-- START --

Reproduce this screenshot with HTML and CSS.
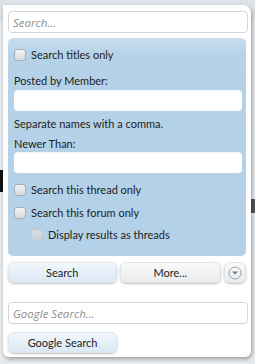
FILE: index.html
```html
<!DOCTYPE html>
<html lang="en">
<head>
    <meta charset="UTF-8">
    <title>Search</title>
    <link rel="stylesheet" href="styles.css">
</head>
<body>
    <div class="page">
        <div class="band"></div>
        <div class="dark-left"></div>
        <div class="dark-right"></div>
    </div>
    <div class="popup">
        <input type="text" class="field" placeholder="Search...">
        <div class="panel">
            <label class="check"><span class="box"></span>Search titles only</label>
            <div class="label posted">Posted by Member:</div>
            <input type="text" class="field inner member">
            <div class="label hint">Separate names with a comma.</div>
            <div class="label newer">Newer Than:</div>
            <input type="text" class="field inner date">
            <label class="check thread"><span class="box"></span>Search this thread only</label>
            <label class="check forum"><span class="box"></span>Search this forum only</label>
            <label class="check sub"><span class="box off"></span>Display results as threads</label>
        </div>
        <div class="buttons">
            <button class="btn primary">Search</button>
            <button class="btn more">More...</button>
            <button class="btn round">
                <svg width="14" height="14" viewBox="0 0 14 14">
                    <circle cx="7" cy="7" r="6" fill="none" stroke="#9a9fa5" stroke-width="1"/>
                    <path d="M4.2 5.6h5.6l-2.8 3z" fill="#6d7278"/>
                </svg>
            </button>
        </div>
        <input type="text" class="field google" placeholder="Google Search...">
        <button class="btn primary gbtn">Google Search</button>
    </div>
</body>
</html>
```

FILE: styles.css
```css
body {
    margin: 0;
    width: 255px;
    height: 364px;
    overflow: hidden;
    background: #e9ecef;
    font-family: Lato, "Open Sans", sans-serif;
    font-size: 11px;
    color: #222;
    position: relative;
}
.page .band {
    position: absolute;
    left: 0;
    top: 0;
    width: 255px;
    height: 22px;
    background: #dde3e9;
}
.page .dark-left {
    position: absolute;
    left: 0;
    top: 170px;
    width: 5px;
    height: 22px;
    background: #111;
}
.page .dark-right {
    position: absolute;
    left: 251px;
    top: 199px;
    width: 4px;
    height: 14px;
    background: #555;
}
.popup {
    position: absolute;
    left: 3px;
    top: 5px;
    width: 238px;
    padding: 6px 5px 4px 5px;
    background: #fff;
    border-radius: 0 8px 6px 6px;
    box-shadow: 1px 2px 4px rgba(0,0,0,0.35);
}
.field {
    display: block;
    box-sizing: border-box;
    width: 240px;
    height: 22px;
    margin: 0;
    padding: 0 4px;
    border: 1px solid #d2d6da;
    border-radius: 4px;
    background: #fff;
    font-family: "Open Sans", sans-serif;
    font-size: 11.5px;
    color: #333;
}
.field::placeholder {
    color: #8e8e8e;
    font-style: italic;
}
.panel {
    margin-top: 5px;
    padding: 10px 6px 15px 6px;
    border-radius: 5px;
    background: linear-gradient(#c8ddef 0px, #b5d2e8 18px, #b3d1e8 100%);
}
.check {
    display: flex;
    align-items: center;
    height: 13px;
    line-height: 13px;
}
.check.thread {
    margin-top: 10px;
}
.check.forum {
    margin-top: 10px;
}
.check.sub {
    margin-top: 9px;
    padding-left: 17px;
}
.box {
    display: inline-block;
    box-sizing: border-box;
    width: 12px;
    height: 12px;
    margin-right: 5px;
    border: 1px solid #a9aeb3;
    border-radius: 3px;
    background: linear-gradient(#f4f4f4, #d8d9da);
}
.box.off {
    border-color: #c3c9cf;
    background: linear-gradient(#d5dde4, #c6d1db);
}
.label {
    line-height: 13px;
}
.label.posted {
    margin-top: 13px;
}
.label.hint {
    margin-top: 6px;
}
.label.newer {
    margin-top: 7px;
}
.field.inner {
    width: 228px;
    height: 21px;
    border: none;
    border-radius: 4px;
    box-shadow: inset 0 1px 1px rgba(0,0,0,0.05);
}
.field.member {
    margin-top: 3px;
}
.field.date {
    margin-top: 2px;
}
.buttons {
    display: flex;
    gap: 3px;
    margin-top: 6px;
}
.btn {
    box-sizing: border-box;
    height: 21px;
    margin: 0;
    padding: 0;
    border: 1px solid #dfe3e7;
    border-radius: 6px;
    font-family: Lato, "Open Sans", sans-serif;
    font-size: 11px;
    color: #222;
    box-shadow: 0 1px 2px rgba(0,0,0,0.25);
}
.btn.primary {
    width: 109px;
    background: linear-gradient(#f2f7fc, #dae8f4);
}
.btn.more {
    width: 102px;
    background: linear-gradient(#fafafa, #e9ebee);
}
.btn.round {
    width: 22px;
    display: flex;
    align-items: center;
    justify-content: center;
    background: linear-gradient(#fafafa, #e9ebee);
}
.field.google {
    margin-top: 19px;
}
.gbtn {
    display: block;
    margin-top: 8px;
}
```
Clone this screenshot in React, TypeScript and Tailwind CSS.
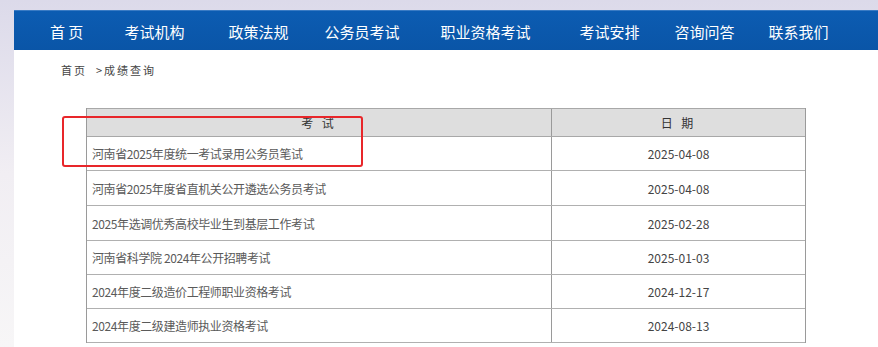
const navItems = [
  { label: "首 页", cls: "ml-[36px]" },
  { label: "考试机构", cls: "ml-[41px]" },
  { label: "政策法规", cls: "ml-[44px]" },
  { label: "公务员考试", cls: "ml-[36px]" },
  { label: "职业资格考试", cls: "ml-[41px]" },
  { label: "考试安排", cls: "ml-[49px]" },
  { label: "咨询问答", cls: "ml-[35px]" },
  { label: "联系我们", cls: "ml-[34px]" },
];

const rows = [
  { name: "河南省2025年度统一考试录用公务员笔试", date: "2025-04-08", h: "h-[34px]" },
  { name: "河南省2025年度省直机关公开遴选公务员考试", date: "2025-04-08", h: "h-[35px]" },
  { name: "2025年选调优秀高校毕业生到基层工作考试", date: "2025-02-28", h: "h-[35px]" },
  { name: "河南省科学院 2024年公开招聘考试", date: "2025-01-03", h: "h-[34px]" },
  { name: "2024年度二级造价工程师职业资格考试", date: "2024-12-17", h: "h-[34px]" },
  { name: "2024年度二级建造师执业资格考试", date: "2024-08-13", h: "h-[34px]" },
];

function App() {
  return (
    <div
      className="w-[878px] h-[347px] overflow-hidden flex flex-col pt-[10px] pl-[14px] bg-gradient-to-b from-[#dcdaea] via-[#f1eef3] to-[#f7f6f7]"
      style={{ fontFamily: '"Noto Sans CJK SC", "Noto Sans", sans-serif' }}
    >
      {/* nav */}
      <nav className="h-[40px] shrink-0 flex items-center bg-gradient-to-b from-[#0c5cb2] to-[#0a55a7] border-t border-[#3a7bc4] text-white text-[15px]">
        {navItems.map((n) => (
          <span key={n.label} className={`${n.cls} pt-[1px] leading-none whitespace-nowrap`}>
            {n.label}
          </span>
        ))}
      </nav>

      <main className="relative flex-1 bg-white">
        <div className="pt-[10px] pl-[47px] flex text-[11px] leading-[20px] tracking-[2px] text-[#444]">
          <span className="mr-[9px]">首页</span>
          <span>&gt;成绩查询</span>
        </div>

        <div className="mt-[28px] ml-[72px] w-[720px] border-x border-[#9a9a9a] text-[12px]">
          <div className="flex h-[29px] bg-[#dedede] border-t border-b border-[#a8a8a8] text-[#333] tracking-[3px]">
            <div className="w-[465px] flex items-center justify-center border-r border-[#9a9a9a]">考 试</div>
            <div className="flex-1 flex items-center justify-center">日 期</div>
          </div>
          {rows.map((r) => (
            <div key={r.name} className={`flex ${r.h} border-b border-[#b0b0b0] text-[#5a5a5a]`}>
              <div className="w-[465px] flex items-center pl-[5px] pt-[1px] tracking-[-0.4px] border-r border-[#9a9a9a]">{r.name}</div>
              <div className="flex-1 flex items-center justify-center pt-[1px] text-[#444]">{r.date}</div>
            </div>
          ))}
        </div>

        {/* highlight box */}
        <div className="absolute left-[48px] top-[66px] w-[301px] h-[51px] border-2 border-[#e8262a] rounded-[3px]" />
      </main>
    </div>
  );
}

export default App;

-- END --
-- START --

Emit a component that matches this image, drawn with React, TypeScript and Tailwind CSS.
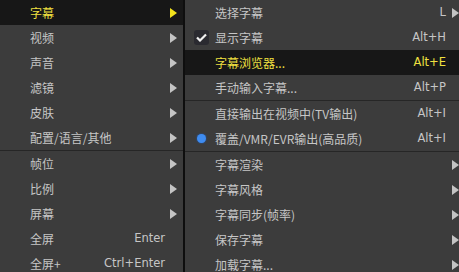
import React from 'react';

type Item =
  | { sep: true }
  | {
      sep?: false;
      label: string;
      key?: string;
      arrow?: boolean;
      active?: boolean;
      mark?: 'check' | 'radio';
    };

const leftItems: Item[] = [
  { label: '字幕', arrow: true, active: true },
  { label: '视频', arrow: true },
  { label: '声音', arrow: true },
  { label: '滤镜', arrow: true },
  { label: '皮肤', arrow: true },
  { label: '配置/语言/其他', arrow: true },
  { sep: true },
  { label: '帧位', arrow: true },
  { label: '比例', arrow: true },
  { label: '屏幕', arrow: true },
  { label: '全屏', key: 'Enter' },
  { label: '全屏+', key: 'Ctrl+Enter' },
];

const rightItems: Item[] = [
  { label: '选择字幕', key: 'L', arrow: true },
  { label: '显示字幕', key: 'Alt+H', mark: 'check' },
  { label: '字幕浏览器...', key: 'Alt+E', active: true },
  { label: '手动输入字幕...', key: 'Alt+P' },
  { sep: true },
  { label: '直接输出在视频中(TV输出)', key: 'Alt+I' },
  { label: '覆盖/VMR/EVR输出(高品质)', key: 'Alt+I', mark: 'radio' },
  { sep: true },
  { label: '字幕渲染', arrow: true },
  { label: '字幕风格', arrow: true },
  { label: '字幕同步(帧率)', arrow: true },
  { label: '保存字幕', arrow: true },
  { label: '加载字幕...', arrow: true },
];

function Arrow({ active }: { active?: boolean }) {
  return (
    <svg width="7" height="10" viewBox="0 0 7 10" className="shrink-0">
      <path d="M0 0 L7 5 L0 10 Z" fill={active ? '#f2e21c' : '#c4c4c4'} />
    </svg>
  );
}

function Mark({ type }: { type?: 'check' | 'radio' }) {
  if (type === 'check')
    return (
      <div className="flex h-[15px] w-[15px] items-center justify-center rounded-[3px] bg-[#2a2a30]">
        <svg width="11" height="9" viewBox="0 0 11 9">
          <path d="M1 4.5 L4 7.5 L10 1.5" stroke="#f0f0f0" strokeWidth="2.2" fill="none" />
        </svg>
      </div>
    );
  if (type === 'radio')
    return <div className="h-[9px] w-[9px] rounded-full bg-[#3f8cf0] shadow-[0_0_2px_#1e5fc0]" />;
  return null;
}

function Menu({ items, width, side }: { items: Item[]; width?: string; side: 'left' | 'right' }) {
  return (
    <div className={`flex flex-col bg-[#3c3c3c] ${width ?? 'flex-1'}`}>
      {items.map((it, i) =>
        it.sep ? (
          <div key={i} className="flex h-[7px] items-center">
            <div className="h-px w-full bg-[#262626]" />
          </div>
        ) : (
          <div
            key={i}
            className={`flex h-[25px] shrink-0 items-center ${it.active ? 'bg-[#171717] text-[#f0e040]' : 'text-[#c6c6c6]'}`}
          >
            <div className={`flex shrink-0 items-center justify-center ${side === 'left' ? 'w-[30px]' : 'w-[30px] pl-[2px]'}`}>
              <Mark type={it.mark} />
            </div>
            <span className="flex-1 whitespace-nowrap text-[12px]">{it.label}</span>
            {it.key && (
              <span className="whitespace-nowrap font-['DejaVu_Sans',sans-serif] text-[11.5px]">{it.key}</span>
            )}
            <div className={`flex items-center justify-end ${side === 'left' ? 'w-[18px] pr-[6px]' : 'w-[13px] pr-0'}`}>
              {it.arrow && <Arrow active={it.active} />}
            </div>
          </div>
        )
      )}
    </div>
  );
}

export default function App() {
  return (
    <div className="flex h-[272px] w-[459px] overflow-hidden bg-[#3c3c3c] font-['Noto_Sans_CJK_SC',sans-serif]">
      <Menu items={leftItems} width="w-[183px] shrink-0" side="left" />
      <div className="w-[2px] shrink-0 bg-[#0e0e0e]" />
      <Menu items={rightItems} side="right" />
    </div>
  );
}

-- END --

* **Set problem**: Scan the material above for the string "this" and return the lines that hold it.

* **Response below**:
Reproduce this screenshot with HTML and CSS.
            <label class="check thread"><span class="box"></span>Search this thread only</label>
            <label class="check forum"><span class="box"></span>Search this forum only</label>
Clone this screenshot in React, TypeScript and Tailwind CSS.
Emit a component that matches this image, drawn with React, TypeScript and Tailwind CSS.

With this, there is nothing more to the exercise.